**REQUIRED TASK**. Write each line of the material exactly as given, from the top through the line that contains "string; stack: number[];", and omit all pictures.

--- --- ---

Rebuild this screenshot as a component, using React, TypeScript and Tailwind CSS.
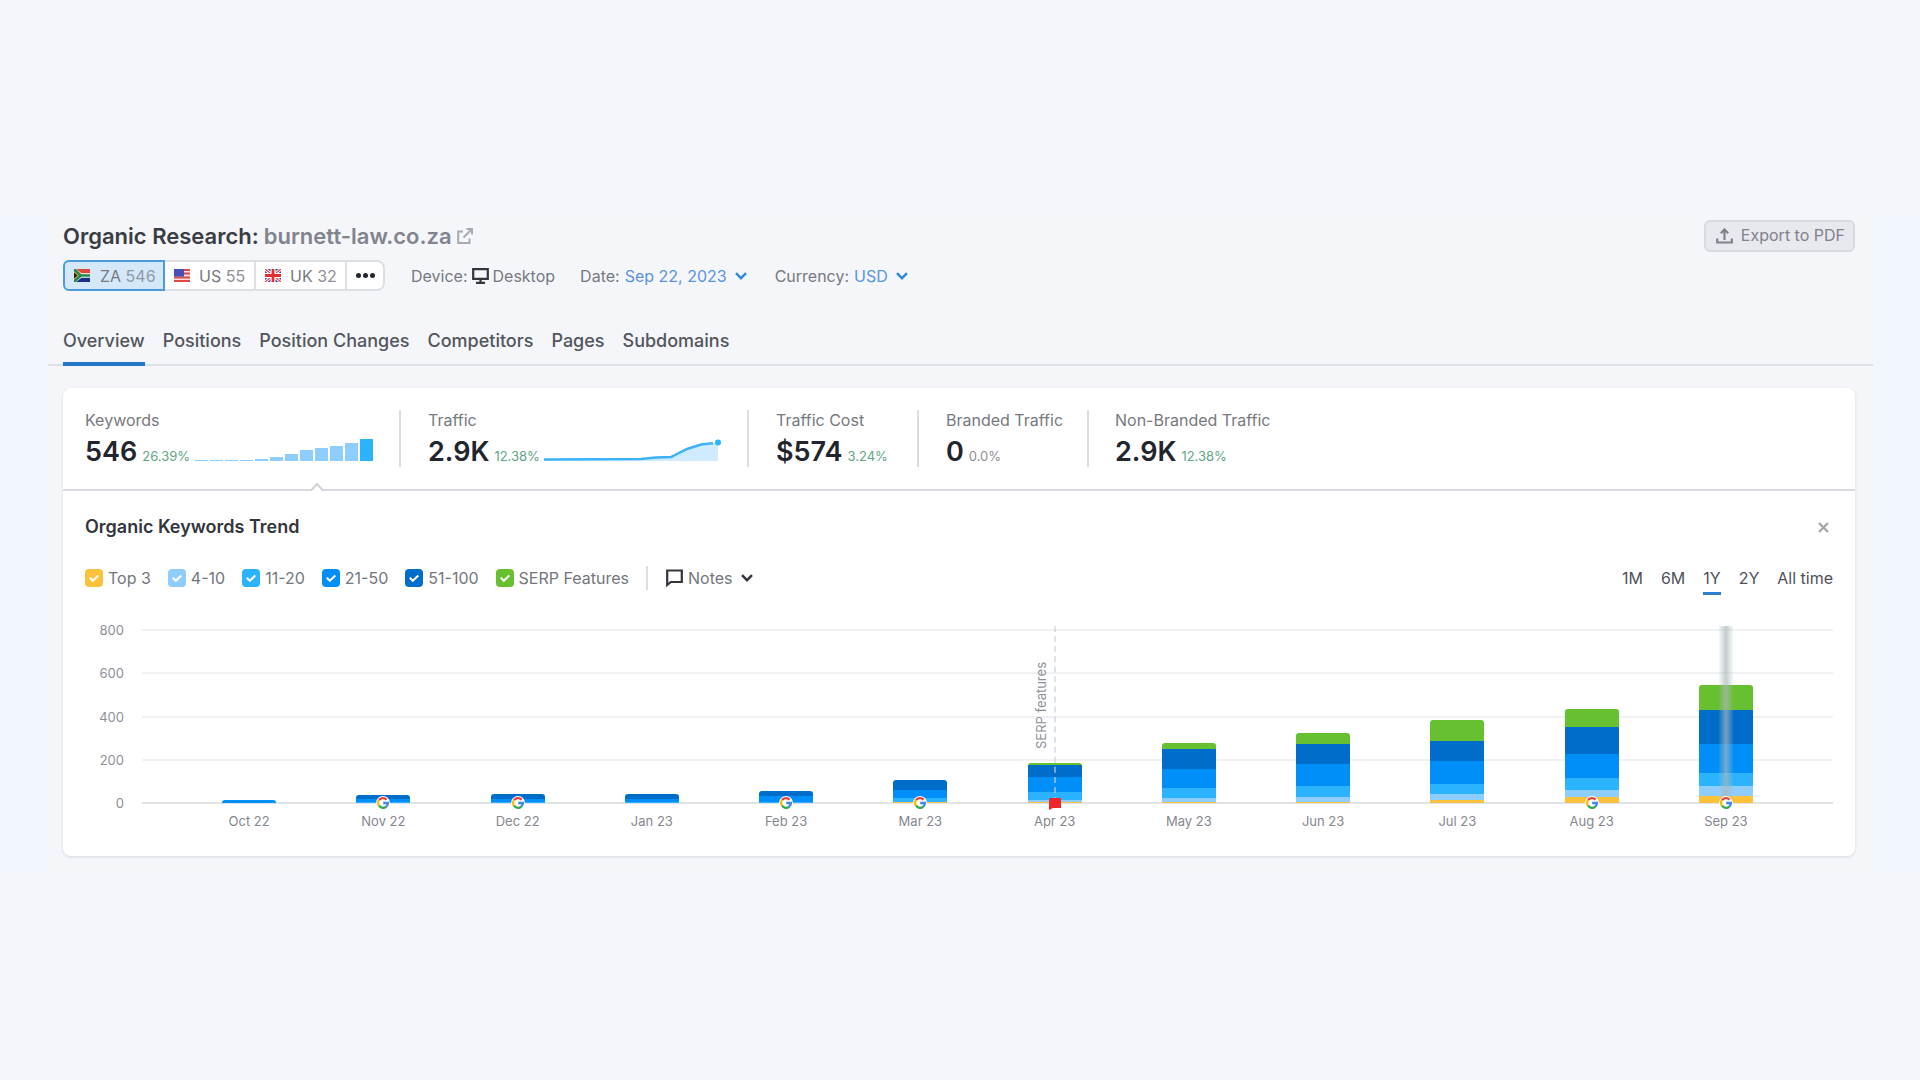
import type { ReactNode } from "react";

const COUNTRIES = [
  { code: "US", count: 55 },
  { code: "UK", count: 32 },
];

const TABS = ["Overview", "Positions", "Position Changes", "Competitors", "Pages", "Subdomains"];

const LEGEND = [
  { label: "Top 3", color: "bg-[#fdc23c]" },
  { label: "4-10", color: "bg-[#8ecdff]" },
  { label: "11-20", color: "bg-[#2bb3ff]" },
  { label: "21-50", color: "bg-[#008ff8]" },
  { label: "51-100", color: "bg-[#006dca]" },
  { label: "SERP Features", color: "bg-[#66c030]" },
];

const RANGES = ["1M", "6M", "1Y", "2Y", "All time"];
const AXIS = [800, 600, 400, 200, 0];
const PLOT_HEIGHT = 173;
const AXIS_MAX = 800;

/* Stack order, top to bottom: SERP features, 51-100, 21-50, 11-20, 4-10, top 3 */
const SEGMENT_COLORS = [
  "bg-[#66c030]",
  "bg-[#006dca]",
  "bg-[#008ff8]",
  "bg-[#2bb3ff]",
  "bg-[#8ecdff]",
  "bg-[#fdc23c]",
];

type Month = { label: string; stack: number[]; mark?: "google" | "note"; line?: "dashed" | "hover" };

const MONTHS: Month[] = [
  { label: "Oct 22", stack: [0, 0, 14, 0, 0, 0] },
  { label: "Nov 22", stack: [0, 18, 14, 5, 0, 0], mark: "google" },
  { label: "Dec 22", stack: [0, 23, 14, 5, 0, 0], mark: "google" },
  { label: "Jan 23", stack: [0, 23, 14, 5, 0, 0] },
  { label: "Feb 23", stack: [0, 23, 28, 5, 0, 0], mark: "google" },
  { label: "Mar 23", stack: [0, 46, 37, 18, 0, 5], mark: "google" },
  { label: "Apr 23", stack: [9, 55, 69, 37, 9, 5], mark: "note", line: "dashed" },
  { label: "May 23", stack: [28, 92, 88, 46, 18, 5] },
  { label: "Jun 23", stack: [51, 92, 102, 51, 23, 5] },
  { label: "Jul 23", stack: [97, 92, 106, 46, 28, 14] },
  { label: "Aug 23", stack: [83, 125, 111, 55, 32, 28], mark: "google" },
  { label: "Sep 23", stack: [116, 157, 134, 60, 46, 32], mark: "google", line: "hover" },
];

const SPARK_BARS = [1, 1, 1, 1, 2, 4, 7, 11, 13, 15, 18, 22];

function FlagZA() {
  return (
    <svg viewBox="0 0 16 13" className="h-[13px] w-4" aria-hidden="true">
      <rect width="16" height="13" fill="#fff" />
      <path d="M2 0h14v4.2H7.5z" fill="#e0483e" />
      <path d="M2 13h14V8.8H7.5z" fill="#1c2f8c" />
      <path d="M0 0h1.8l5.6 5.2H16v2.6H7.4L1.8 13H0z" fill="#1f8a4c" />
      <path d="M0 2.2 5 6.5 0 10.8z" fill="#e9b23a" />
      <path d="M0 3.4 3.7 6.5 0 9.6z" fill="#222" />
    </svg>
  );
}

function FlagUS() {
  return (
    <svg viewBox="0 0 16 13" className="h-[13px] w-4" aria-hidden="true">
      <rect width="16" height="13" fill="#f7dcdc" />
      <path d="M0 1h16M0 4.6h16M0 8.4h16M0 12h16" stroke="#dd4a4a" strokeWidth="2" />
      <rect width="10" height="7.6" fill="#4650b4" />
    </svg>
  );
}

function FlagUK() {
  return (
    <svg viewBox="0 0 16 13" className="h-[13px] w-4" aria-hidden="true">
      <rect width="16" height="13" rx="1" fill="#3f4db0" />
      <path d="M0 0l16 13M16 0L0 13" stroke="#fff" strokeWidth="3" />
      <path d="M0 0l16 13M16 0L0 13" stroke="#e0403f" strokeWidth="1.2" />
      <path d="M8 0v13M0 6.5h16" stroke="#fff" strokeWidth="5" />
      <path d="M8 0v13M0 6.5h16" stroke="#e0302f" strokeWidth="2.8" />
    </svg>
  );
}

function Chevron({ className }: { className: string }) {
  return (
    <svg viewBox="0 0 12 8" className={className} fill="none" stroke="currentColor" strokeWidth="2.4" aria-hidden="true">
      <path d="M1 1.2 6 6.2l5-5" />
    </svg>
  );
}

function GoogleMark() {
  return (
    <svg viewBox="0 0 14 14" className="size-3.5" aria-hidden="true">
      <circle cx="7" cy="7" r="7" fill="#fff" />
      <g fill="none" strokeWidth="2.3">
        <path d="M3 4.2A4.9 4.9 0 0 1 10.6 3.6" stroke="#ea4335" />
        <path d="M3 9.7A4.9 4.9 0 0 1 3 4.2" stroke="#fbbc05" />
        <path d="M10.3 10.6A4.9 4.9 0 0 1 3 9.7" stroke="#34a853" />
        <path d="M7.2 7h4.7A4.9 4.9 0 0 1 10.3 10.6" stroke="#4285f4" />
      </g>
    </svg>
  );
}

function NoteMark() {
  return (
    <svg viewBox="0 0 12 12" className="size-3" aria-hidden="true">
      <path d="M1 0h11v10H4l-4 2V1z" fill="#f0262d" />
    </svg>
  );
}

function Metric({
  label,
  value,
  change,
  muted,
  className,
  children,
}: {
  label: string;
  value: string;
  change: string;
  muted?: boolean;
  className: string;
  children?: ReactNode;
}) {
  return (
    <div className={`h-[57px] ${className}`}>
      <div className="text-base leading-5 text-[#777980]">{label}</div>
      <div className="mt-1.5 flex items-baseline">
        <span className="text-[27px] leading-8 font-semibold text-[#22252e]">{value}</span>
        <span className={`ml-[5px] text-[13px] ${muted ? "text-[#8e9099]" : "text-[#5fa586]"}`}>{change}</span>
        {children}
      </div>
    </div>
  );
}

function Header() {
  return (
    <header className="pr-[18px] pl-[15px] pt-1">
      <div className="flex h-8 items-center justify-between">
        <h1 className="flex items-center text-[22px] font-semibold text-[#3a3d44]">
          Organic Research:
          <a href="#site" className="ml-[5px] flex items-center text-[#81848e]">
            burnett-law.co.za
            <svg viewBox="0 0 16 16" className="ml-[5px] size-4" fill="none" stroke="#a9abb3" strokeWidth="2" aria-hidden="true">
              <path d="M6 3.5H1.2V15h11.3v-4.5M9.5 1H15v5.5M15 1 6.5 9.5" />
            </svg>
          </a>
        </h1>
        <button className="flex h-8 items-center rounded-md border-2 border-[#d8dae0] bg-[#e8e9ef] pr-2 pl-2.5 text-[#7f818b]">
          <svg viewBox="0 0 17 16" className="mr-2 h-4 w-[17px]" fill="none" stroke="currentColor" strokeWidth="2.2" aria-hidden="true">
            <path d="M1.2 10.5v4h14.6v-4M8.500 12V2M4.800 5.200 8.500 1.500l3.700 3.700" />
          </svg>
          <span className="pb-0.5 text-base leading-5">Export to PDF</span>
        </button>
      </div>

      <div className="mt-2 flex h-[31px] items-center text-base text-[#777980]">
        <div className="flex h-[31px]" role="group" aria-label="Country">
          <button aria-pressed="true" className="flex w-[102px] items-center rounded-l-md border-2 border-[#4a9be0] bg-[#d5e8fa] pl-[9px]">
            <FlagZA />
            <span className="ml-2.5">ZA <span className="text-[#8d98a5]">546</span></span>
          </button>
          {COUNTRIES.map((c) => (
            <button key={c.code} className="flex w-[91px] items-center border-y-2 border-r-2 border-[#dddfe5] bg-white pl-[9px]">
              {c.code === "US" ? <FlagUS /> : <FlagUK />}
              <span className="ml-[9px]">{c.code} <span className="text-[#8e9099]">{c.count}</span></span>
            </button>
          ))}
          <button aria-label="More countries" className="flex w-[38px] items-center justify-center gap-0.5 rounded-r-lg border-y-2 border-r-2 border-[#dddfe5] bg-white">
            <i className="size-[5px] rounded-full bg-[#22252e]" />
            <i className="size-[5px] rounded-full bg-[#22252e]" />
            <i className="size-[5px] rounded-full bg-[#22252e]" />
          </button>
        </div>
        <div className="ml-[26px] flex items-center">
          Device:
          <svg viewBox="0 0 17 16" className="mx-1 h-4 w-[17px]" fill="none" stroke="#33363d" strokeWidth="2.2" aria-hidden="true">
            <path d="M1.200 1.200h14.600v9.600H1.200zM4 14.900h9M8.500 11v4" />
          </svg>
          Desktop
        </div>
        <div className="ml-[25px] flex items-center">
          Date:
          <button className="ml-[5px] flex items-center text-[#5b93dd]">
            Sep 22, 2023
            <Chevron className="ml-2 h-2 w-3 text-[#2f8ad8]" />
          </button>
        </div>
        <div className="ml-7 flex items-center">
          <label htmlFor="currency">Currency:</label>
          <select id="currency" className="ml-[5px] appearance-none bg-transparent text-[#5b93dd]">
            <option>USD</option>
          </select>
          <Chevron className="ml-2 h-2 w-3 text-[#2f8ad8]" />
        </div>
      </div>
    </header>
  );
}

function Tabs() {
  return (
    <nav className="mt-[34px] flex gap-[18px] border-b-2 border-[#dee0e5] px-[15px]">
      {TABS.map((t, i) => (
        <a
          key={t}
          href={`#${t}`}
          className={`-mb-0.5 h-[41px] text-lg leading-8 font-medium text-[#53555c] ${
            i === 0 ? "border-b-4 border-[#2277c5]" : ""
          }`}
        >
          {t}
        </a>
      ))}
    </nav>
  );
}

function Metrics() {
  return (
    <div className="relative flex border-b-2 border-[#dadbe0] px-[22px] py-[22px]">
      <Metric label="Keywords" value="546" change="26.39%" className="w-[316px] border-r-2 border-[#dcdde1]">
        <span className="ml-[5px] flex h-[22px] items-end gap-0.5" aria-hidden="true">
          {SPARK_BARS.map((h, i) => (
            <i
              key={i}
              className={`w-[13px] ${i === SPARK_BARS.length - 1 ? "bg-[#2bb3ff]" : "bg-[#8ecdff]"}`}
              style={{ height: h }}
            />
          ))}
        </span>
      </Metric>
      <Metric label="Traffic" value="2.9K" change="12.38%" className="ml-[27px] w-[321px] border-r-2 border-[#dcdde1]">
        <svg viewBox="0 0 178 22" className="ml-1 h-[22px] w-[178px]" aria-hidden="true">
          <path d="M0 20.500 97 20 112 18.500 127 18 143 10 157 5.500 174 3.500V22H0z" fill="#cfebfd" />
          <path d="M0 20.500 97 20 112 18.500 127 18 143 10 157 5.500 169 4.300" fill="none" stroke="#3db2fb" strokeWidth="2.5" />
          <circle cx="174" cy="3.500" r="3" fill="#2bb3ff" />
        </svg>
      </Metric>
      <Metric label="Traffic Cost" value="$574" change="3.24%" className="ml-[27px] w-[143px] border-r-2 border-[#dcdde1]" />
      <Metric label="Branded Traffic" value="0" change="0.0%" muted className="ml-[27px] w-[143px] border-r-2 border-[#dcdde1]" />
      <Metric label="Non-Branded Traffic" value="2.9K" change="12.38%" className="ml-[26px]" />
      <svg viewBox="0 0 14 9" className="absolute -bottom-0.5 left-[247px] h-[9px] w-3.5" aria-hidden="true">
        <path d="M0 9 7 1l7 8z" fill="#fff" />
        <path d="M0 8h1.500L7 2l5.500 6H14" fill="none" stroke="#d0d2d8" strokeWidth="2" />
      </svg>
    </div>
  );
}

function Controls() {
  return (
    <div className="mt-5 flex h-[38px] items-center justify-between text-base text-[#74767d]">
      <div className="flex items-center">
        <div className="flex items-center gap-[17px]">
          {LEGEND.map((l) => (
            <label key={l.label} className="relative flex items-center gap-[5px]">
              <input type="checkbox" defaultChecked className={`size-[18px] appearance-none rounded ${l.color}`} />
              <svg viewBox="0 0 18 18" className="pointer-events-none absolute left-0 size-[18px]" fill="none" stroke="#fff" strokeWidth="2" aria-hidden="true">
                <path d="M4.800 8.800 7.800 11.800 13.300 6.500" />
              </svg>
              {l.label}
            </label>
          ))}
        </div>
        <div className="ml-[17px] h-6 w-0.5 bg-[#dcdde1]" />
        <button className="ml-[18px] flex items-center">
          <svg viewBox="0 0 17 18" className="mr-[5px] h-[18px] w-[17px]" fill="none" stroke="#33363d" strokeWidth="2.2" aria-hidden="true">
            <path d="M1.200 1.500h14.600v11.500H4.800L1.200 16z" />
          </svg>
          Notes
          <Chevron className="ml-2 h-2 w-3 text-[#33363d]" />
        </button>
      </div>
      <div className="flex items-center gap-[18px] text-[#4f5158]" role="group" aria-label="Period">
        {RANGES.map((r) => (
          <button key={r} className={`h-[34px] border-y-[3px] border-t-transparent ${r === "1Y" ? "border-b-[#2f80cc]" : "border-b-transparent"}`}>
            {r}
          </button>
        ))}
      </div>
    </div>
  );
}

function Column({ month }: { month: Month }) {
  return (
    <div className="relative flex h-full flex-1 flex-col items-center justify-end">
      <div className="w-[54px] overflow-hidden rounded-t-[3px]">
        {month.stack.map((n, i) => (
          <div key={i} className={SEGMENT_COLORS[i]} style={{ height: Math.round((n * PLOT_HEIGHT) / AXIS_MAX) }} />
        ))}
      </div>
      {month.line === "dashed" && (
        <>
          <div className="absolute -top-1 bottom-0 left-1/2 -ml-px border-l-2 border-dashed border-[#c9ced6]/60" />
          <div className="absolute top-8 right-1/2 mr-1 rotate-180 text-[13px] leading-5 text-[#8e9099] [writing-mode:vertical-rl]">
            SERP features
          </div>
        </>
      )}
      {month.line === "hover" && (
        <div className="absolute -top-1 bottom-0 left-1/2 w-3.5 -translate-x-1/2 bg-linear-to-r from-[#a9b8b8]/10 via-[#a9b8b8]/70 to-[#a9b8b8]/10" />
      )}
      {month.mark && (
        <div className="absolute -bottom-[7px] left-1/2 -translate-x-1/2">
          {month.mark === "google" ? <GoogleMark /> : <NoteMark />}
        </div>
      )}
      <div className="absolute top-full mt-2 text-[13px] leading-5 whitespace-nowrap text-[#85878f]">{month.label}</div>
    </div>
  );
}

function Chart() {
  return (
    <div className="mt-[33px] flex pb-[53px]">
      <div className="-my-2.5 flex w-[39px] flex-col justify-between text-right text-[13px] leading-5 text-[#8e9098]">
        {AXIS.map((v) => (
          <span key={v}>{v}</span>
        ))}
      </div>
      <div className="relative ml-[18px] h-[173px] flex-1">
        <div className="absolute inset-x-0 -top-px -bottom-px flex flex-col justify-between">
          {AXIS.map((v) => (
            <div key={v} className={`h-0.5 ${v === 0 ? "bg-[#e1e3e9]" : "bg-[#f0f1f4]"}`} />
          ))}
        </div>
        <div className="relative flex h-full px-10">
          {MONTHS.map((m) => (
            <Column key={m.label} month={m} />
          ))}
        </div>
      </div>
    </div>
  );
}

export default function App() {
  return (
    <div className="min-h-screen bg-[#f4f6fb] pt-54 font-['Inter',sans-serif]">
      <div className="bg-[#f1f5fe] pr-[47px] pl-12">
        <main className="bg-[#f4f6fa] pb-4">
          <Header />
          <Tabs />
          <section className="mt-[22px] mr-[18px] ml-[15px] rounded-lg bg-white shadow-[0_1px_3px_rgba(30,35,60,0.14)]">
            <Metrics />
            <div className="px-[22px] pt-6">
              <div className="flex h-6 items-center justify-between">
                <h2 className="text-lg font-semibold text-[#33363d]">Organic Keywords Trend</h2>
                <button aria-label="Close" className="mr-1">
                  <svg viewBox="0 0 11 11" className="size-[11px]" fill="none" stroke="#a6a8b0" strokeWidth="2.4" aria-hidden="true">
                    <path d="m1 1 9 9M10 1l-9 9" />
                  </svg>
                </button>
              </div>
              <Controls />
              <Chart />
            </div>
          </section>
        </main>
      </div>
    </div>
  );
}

--- --- ---

**SOLUTION**.
Rebuild this screenshot as a component, using React, TypeScript and Tailwind CSS.
import type { ReactNode } from "react";

const COUNTRIES = [
  { code: "US", count: 55 },
  { code: "UK", count: 32 },
];

const TABS = ["Overview", "Positions", "Position Changes", "Competitors", "Pages", "Subdomains"];

const LEGEND = [
  { label: "Top 3", color: "bg-[#fdc23c]" },
  { label: "4-10", color: "bg-[#8ecdff]" },
  { label: "11-20", color: "bg-[#2bb3ff]" },
  { label: "21-50", color: "bg-[#008ff8]" },
  { label: "51-100", color: "bg-[#006dca]" },
  { label: "SERP Features", color: "bg-[#66c030]" },
];

const RANGES = ["1M", "6M", "1Y", "2Y", "All time"];
const AXIS = [800, 600, 400, 200, 0];
const PLOT_HEIGHT = 173;
const AXIS_MAX = 800;

/* Stack order, top to bottom: SERP features, 51-100, 21-50, 11-20, 4-10, top 3 */
const SEGMENT_COLORS = [
  "bg-[#66c030]",
  "bg-[#006dca]",
  "bg-[#008ff8]",
  "bg-[#2bb3ff]",
  "bg-[#8ecdff]",
  "bg-[#fdc23c]",
];

type Month = { label: string; stack: number[]; mark?: "google" | "note"; line?: "dashed" | "hover" };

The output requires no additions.